→ EXERCISE DETAILS
Return the listing below exactly, with the pictures dropped.

>> begin SUPPLIED MATERIAL

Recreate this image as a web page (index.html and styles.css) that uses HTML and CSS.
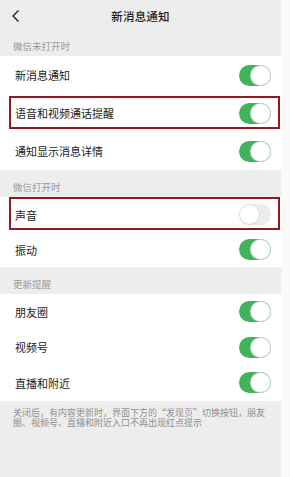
FILE: index.html
```html
<!DOCTYPE html>
<html lang="zh-CN">
<head>
<meta charset="utf-8">
<link rel="stylesheet" href="styles.css">
</head>
<body>
<div class="page">
  <header class="topbar">
    <svg class="back" width="10" height="14" viewBox="0 0 10 14"><path d="M7.5 1.5 L2 7 L7.5 12.5" fill="none" stroke="#222" stroke-width="1.4"/></svg>
    <div class="title">新消息通知</div>
  </header>
  <div class="label first">微信未打开时</div>
  <div class="group tall">
    <div class="row"><span>新消息通知</span><i class="sw on"></i></div>
    <div class="row boxed"><span>语音和视频通话提醒</span><i class="sw on"></i></div>
    <div class="row"><span>通知显示消息详情</span><i class="sw on"></i></div>
  </div>
  <div class="label">微信打开时</div>
  <div class="group">
    <div class="row boxed b2"><span>声音</span><i class="sw"></i></div>
    <div class="row"><span>振动</span><i class="sw on"></i></div>
  </div>
  <div class="label">更新提醒</div>
  <div class="group mid">
    <div class="row"><span>朋友圈</span><i class="sw on"></i></div>
    <div class="row"><span>视频号</span><i class="sw on"></i></div>
    <div class="row"><span>直播和附近</span><i class="sw on"></i></div>
  </div>
  <div class="foot">关闭后，有内容更新时，界面下方的“发现页”切换按钮，朋友圈、视频号、直播和附近入口不再出现红点提示</div>
</div>
</body>
</html>
```
FILE: styles.css
```css
html, body { margin: 0; padding: 0; background: #fafafa; }
body { font-family: "Noto Sans CJK SC", "Noto Sans", sans-serif; color: #1b1b1b; }
.page { width: 281px; height: 477px; background: #ededed; display: flex; flex-direction: column; }
.topbar { height: 32px; display: flex; align-items: center; justify-content: center; position: relative; }
.back { position: absolute; left: 11px; top: 9px; }
.title { font-size: 11.5px; font-weight: 500; letter-spacing: 0.2px; }
.label { height: 27px; box-sizing: border-box; padding: 11px 0 0 13px; font-size: 9.5px; line-height: 12px; color: #9a9a9a; }
.label.first { height: 24px; padding-top: 8px; }
.group { background: #fff; display: flex; flex-direction: column; }
.row { height: 35px; display: flex; align-items: center; justify-content: space-between; padding: 0 10px 0 15px; font-size: 11px; position: relative; }
.tall .row { height: 38px; }
.mid .row { height: 35.5px; }
.boxed::after { content: ""; position: absolute; left: 9px; right: 1px; top: 2px; bottom: 3px; border: 2px solid #8e1b22; }
.b2::after { top: 0; bottom: 2px; }
.sw { display: block; width: 32px; height: 21px; border-radius: 11px; background: #ececec; position: relative; box-sizing: border-box; }
.sw::after { content: ""; position: absolute; top: 1px; left: 1px; width: 19px; height: 19px; border-radius: 50%; background: #fff; box-shadow: 0 0 0 0.5px #d8d8d8, 0 1px 2px rgba(0,0,0,0.12); }
.sw.on { background: #41b35d; }
.sw.on::after { left: 12px; box-shadow: 0 0 0 1px #cfd8cf; }
.foot { flex: 1; padding: 7px 14px 0 13px; font-size: 9px; line-height: 10px; color: #8f8f8f; }
```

>> end SUPPLIED MATERIAL

→ SOLUTION
Recreate this image as a web page (index.html and styles.css) that uses HTML and CSS.
FILE: index.html
```html
<!DOCTYPE html>
<html lang="zh-CN">
<head>
<meta charset="utf-8">
<link rel="stylesheet" href="styles.css">
</head>
<body>
<div class="page">
  <header class="topbar">
    <svg class="back" width="10" height="14" viewBox="0 0 10 14"><path d="M7.5 1.5 L2 7 L7.5 12.5" fill="none" stroke="#222" stroke-width="1.4"/></svg>
    <div class="title">新消息通知</div>
  </header>
  <div class="label first">微信未打开时</div>
  <div class="group tall">
    <div class="row"><span>新消息通知</span><i class="sw on"></i></div>
    <div class="row boxed"><span>语音和视频通话提醒</span><i class="sw on"></i></div>
    <div class="row"><span>通知显示消息详情</span><i class="sw on"></i></div>
  </div>
  <div class="label">微信打开时</div>
  <div class="group">
    <div class="row boxed b2"><span>声音</span><i class="sw"></i></div>
    <div class="row"><span>振动</span><i class="sw on"></i></div>
  </div>
  <div class="label">更新提醒</div>
  <div class="group mid">
    <div class="row"><span>朋友圈</span><i class="sw on"></i></div>
    <div class="row"><span>视频号</span><i class="sw on"></i></div>
    <div class="row"><span>直播和附近</span><i class="sw on"></i></div>
  </div>
  <div class="foot">关闭后，有内容更新时，界面下方的“发现页”切换按钮，朋友圈、视频号、直播和附近入口不再出现红点提示</div>
</div>
</body>
</html>
```
FILE: styles.css
```css
html, body { margin: 0; padding: 0; background: #fafafa; }
body { font-family: "Noto Sans CJK SC", "Noto Sans", sans-serif; color: #1b1b1b; }
.page { width: 281px; height: 477px; background: #ededed; display: flex; flex-direction: column; }
.topbar { height: 32px; display: flex; align-items: center; justify-content: center; position: relative; }
.back { position: absolute; left: 11px; top: 9px; }
.title { font-size: 11.5px; font-weight: 500; letter-spacing: 0.2px; }
.label { height: 27px; box-sizing: border-box; padding: 11px 0 0 13px; font-size: 9.5px; line-height: 12px; color: #9a9a9a; }
.label.first { height: 24px; padding-top: 8px; }
.group { background: #fff; display: flex; flex-direction: column; }
.row { height: 35px; display: flex; align-items: center; justify-content: space-between; padding: 0 10px 0 15px; font-size: 11px; position: relative; }
.tall .row { height: 38px; }
.mid .row { height: 35.5px; }
.boxed::after { content: ""; position: absolute; left: 9px; right: 1px; top: 2px; bottom: 3px; border: 2px solid #8e1b22; }
.b2::after { top: 0; bottom: 2px; }
.sw { display: block; width: 32px; height: 21px; border-radius: 11px; background: #ececec; position: relative; box-sizing: border-box; }
.sw::after { content: ""; position: absolute; top: 1px; left: 1px; width: 19px; height: 19px; border-radius: 50%; background: #fff; box-shadow: 0 0 0 0.5px #d8d8d8, 0 1px 2px rgba(0,0,0,0.12); }
.sw.on { background: #41b35d; }
.sw.on::after { left: 12px; box-shadow: 0 0 0 1px #cfd8cf; }
.foot { flex: 1; padding: 7px 14px 0 13px; font-size: 9px; line-height: 10px; color: #8f8f8f; }
```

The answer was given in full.